Ricki_and_the_Flash_posterMuch like director Jonathan Demme’s last feature, 2008’s astonishing “Rachel Getting Married,” “Ricki” is the story of a flawed woman, awkwardly re-connecting with her estranged family, on the occasion of an unusually music-intensive wedding. Of course, the tone is much different. And so is the music.

If you’ve seen the TV commercials or trailers for the film, you likely think of it as “that Meryl Streep rock star movie.” But it’s really not that at all. It’s much deeper, and affecting than you’d think.

“Ricki” combines the styles and worldviews of director Demme and screenwriter Diablo Cody, in a marriage that’s much more successful than you probably imagined.

Streep plays Ricki, a middle-aged dive bar rock performer who, years earlier, abandoned her family to chase rock star dreams that never came true. Working as a Whole Foods cashier by day and playing classic rock covers to small, aging audiences at night alongside guitarist/boyfriend Rick Springfield, Ricki seeks a second chance with her estranged family once her daughter (Streep’s own daughter, Mamie Gummer) attempts suicide.

The middle, and best, section of the movie consists of Streep’s visit to the opulent Indianapolis home of her former husband (Kevin Kline, again playing a repressed Indiana man 15 years after “In & Out.” And this is mostly due to a standard performance from Gummer, who- with clothes and hair that it appears are actually unwashed- is much more convincing as a depressed person than such characters typically are. After a sojourn back to California, the film concludes with a musical wedding not exactly like the one in “Rachel Getting Married,” yet good for much the same reasons.

The movie works largely due to the writing- Cody seems to have gotten over her obsession with painful, “honest to blog” phrasings- and the creation of outstanding, multidimensional characters who are allowed to be both good and bad, and right and wrong. And the portrayal of these characters- led by Streep, Gummer and Kline- is first rate across the board.

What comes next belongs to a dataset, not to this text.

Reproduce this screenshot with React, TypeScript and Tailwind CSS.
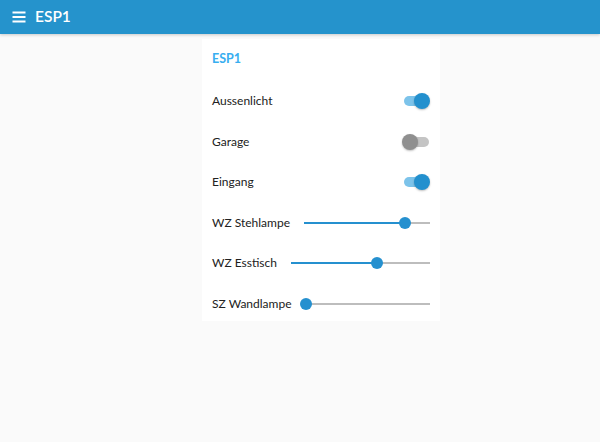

Streep is playing a very different type of character for herself- for one thing, I couldn’t tell you the last time she played a Republican- but she knocks it out of the park anyway, and she’s even an all-right singers. Springfield, suddenly ubiquitous as an actor with this and True Detective, gets to act and play music, both reasonably well. Sebastian Stan and Nick Westrate have some good moments as Streep and Kline’s sons, as does Audra McDonald as their stepmom. And the 89-year-old Charlotte Rae- Mrs. Garrett!- has a killer one-scene cameo as Kline’s mother.

The other thing I liked about “Ricki” is that it reverses stereotypes and movie conventional wisdom by making the Indiana characters rich, eccentric and crunchy- complete with wedding RSVPs in which the food options are “vegan” and “vegan gluten-fee”- and the Californian as an unsophisticated rube with an American flag tattoo and a record of voting for George W. Bush. Regional differences aren’t actually as cut-and-dried as the movies usually make them, so I found that refreshing.

So yes: The “Meryl Streep Rockstar Movie” is much, much better than it looks.